**Stated problem**
Omit any picture, and return the remaining data exactly as written.

**Source data**
========================
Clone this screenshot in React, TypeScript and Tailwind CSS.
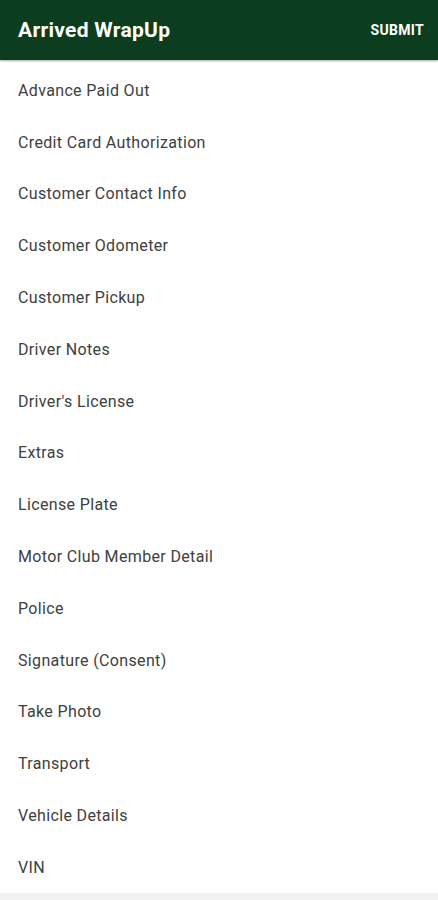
const items = [
  "Advance Paid Out",
  "Credit Card Authorization",
  "Customer Contact Info",
  "Customer Odometer",
  "Customer Pickup",
  "Driver Notes",
  "Driver's License",
  "Extras",
  "License Plate",
  "Motor Club Member Detail",
  "Police",
  "Signature (Consent)",
  "Take Photo",
  "Transport",
  "Vehicle Details",
  "VIN",
];

const App = () => {
  return (
    <div className="w-[438px] h-[900px] flex flex-col bg-[#f2f2f2] font-['Roboto',sans-serif] overflow-hidden">
      <header className="h-[60px] shrink-0 flex items-center justify-between pl-[18px] pr-[14px] bg-[#0b3d1e] shadow-[0_1px_2px_rgba(0,0,0,0.35)] z-10">
        <h1 className="text-[21px] font-bold text-white tracking-[0.3px] mt-[2px]">Arrived WrapUp</h1>
        <button className="text-[14px] font-bold text-white tracking-[0.3px]">SUBMIT</button>
      </header>
      <ul className="bg-white pt-[5px] h-[833px] shrink-0">
        {items.map((item) => (
          <li key={item} className="h-[51.8px] flex items-center pl-[18px] text-[16px] text-[#404040] tracking-[0.35px]">
            {item}
          </li>
        ))}
      </ul>
    </div>
  );
};

export default App;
========================
**Solution to this exercise**
Clone this screenshot in React, TypeScript and Tailwind CSS.
const items = [
  "Advance Paid Out",
  "Credit Card Authorization",
  "Customer Contact Info",
  "Customer Odometer",
  "Customer Pickup",
  "Driver Notes",
  "Driver's License",
  "Extras",
  "License Plate",
  "Motor Club Member Detail",
  "Police",
  "Signature (Consent)",
  "Take Photo",
  "Transport",
  "Vehicle Details",
  "VIN",
];

const App = () => {
  return (
    <div className="w-[438px] h-[900px] flex flex-col bg-[#f2f2f2] font-['Roboto',sans-serif] overflow-hidden">
      <header className="h-[60px] shrink-0 flex items-center justify-between pl-[18px] pr-[14px] bg-[#0b3d1e] shadow-[0_1px_2px_rgba(0,0,0,0.35)] z-10">
        <h1 className="text-[21px] font-bold text-white tracking-[0.3px] mt-[2px]">Arrived WrapUp</h1>
        <button className="text-[14px] font-bold text-white tracking-[0.3px]">SUBMIT</button>
      </header>
      <ul className="bg-white pt-[5px] h-[833px] shrink-0">
        {items.map((item) => (
          <li key={item} className="h-[51.8px] flex items-center pl-[18px] text-[16px] text-[#404040] tracking-[0.35px]">
            {item}
          </li>
        ))}
      </ul>
    </div>
  );
};

export default App;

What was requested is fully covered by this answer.